Common problems to watch for
- unclear scope (members missed, faces missed)
- poor preparation leading to adhesion issues
- damage after installation from other trades
- no thickness evidence, making future assurance difficult
If existing coatings have no records
When you inherit previously coated steel with limited documentation, treat it as an unknown and agree a proportionate verification plan.
| Option | When it’s used | What to record |
|---|---|---|
| Targeted verification | Localised areas, low disruption | Locations checked + results + assumptions |
| Engage a specialist / manufacturer advice | Unclear system compatibility | Advice received + product references |
| Strip and re-specify | High uncertainty or poor condition | Scope, disposal/containment approach, new QA pack |
FAQs
Can we just touch up damaged areas?
Sometimes, but compatibility matters.
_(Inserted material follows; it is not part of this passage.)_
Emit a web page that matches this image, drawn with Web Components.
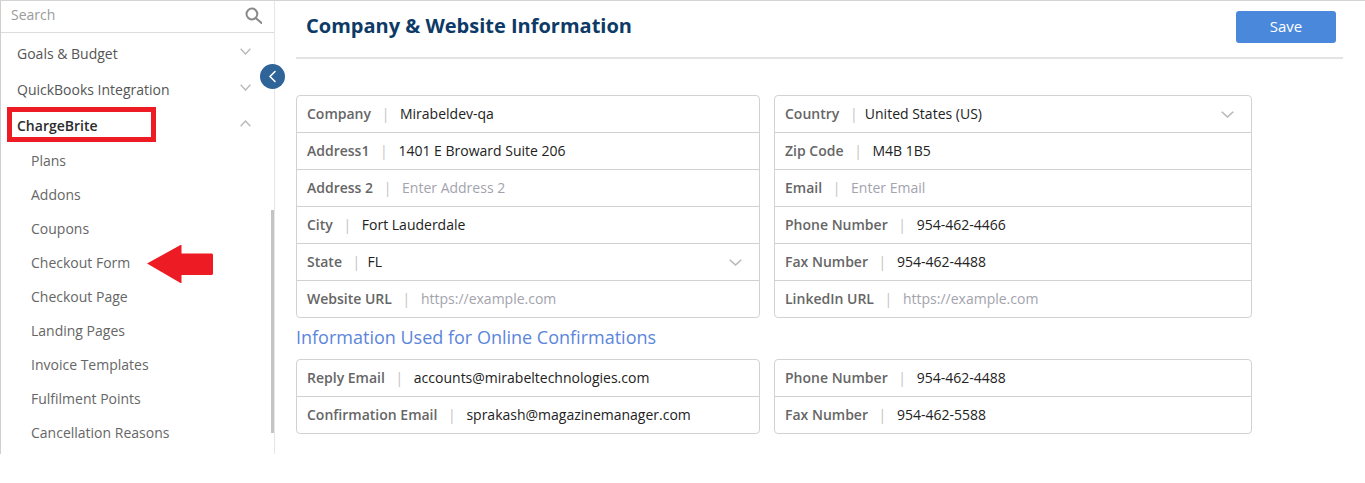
<!DOCTYPE html>
<html lang="en"><head><meta charset="utf-8"><title>Company & Website Information</title>
<style>
html,body{margin:0;padding:0;background:#fff;font-family:"Open Sans",sans-serif;height:483px;overflow:hidden}
</style></head>
<body>
<app-shell>
  <side-nav slot="side">
    <nav-item label="Goals &amp; Budget" chev="down"></nav-item>
    <nav-item label="QuickBooks Integration" chev="down"></nav-item>
    <nav-item label="ChargeBrite" chev="up" active></nav-item>
    <nav-sub>Plans</nav-sub>
    <nav-sub>Addons</nav-sub>
    <nav-sub>Coupons</nav-sub>
    <nav-sub>Checkout Form</nav-sub>
    <nav-sub>Checkout Page</nav-sub>
    <nav-sub>Landing Pages</nav-sub>
    <nav-sub>Invoice Templates</nav-sub>
    <nav-sub>Fulfilment Points</nav-sub>
    <nav-sub>Cancellation Reasons</nav-sub>
  </side-nav>
  <page-head slot="head" title-text="Company &amp; Website Information"></page-head>
  <form-box slot="a1" style="width:464px">
    <form-row label="Company" value="Mirabeldev-qa"></form-row>
    <form-row label="Address1" value="1401 E Broward Suite 206"></form-row>
    <form-row label="Address 2" placeholder="Enter Address 2"></form-row>
    <form-row label="City" value="Fort Lauderdale"></form-row>
    <form-row label="State" value="FL" select></form-row>
    <form-row label="Website URL" placeholder="https://example.com"></form-row>
  </form-box>
  <form-box slot="a2" style="width:478px">
    <form-row label="Country" value="United States (US)" select></form-row>
    <form-row label="Zip Code" value="M4B 1B5"></form-row>
    <form-row label="Email" placeholder="Enter Email"></form-row>
    <form-row label="Phone Number" value="954-462-4466"></form-row>
    <form-row label="Fax Number" value="954-462-4488"></form-row>
    <form-row label="LinkedIn URL" placeholder="https://example.com"></form-row>
  </form-box>
  <form-box slot="b1" style="width:464px">
    <form-row label="Reply Email" value="accounts@mirabeltechnologies.com"></form-row>
    <form-row label="Confirmation Email" value="sprakash@magazinemanager.com"></form-row>
  </form-box>
  <form-box slot="b2" style="width:478px">
    <form-row label="Phone Number" value="954-462-4488"></form-row>
    <form-row label="Fax Number" value="954-462-5588"></form-row>
  </form-box>
</app-shell>
<script>
const esc=s=>String(s??'').replace(/&/g,'&amp;').replace(/</g,'&lt;').replace(/"/g,'&quot;');
const chevron=(dir,w=11,h=7)=>`<svg width="${w}" height="${h}" viewBox="0 0 12 7" preserveAspectRatio="none" fill="none" stroke="#b9b9b9" stroke-width="1.5" aria-hidden="true"><path d="${dir==='up'?'M.7 6.3 6 1l5.3 5.3':'M.7.7 6 6 11.3.7'}"/></svg>`;
class Base extends HTMLElement{
  constructor(){super();this.attachShadow({mode:'open'});}
}
customElements.define('app-shell',class extends Base{connectedCallback(){this.shadowRoot.innerHTML=`<style>
:host{display:block;position:relative;width:1365px;height:483px;overflow:hidden}
.top{display:flex;height:454px;border-top:1px solid #d4d4d4;box-sizing:border-box}
.main{flex:1;min-width:0;padding:0 22px 0 21px;display:flex;flex-direction:column}
.grid{display:flex;gap:14px}
.g1{margin-top:36px}
h2{margin:7px 0 9px;font:400 18px/24px "Open Sans",sans-serif;color:#5b86dc;height:25px}
.toggle{position:absolute;left:260px;top:64px;width:25px;height:25px;border-radius:50%;background:#2f6499;display:flex;align-items:center;justify-content:center}
.mark{position:absolute;left:7px;top:107px;width:149px;height:35px;box-sizing:border-box;border:5px solid #ed1c24}
.arrow{position:absolute;left:147px;top:245px}
</style>
<div class="top">
  <slot name="side"></slot>
  <div class="main">
    <slot name="head"></slot>
    <div class="grid g1"><slot name="a1"></slot><slot name="a2"></slot></div>
    <h2>Information Used for Online Confirmations</h2>
    <div class="grid"><slot name="b1"></slot><slot name="b2"></slot></div>
  </div>
</div>
<div class="toggle"><svg width="9" height="13" viewBox="0 0 9 13" fill="none" stroke="#fff" stroke-width="1.6" stroke-linecap="round" stroke-linejoin="round" aria-hidden="true"><path d="M7 1.500 2 6.500l5 5"/></svg></div>
<div class="mark"></div>
<svg class="arrow" width="67" height="38" viewBox="0 0 67 38" aria-hidden="true"><path fill="#ed1c24" d="M0 18.500 33.500 0H34.500V8.500H65L66 9.500V29L65 30H34.500V38H33.500Z"/></svg>`;}});
customElements.define('side-nav',class extends Base{connectedCallback(){this.shadowRoot.innerHTML=`<style>
:host{display:block;position:relative;flex:none;width:275px;height:453px;box-sizing:border-box;border-left:1px solid #cfcfcf;border-right:1px solid #e6e6e6;overflow:hidden}
.search{height:32px;box-sizing:border-box;border-bottom:1px solid #dcdcdc;display:flex;align-items:center;justify-content:space-between;padding:0 12px 4px 10px;font-size:14px;color:#9b9b9b}
.list{padding-top:2px}
.bar{position:absolute;right:0;top:209px;width:3px;height:223px;background:#c4c4c4}
svg{margin-top:3px}
</style>
<div class="search"><span>Search</span><svg width="18" height="18" viewBox="0 0 18 18" fill="none" stroke="#8a8a8a" stroke-width="2" aria-hidden="true"><circle cx="7.900" cy="7" r="5.400"/><path d="m12 11.200 5.500 4.800" stroke-linecap="round"/></svg></div>
<div class="list"><slot></slot></div>
<div class="bar"></div>`;}});
customElements.define('nav-item',class extends Base{connectedCallback(){const a=this.hasAttribute('active');this.shadowRoot.innerHTML=`<style>
:host{display:flex;align-items:center;justify-content:space-between;height:36px;padding:0 23px 0 16px;font-size:14px;color:${a?'#2c2c2c':'#555'};font-weight:${a?600:400}}
svg{margin-top:-4px}
</style><span>${esc(this.getAttribute('label'))}</span>${chevron(this.getAttribute('chev'))}`;}});
customElements.define('nav-sub',class extends Base{connectedCallback(){this.shadowRoot.innerHTML=`<style>
:host{display:flex;align-items:center;height:34px;padding-left:30px;font-size:14px;color:#666}
</style><slot></slot>`;}});
customElements.define('page-head',class extends Base{connectedCallback(){this.shadowRoot.innerHTML=`<style>
:host{display:flex;align-items:flex-start;justify-content:space-between;height:58px;box-sizing:border-box;border-bottom:2px solid #e3e3e3;padding:10px 7px 0 10px}
h1{margin:0;font:700 20px/30px "Open Sans",sans-serif;color:#0d3a66}
button{width:100px;height:32px;border:0;border-radius:3px;background:#4a88dc;color:#fff;font:400 15px "Open Sans",sans-serif;padding:0 0 2px 0}
</style><h1>${esc(this.getAttribute('title-text'))}</h1><button type="button">Save</button>`;}});
customElements.define('form-box',class extends Base{connectedCallback(){this.shadowRoot.innerHTML=`<style>
:host{display:block;box-sizing:border-box;border:1px solid #d2d2d2;border-radius:4px;background:#fff}
</style><slot></slot>`;}});
customElements.define('form-row',class extends Base{connectedCallback(){
const v=this.getAttribute('value'),p=this.getAttribute('placeholder'),sel=this.hasAttribute('select');
this.shadowRoot.innerHTML=`<style>
:host{display:flex;align-items:center;height:37px;box-sizing:border-box;padding:0 17px 2px 10px;font-size:14px;border-bottom:1px solid #d2d2d2}
:host(:last-child){border-bottom:0;height:36px}
.l{font-weight:600;color:#666}
.s{color:#c4c4c4;margin:0 ${sel?'7.2px':'10.65px'} 0 10.65px}
.v{color:#222;flex:1}
.p{color:#a3a3ad;flex:1}
svg{margin-top:2px}
</style><span class="l">${esc(this.getAttribute('label'))}</span><span class="s">|</span><span class="${p?'p':'v'}">${esc(p||v)}</span>${sel?chevron('down',13,7):''}`;}});
</script>
</body></html>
Touch-ups should follow the system requirements and be recorded clearly, especially where thickness is critical.
Do we always need thickness readings?
Where the system relies on achieving specific film thicknesses, thickness verification is typically a key part of QA. Agree the evidence standard up front.
What’s the simplest way to avoid disputes later?
A clear scope schedule and a close-out pack that links each treated element to evidence (records and photos). It’s much easier than reconstructing what happened months later.
What should we do if we discover previously coated steel with no records?
Treat it as an unknown: record locations, photograph conditions, and seek competent advice on verification options and what evidence is reasonable to retain going forward.
Can we paint over intumescent coatings later?
Potentially, but it should be controlled. Overcoating can affect performance and may need to follow the original system guidance. If future decoration is likely, agree how it will be managed and how changes will be recorded.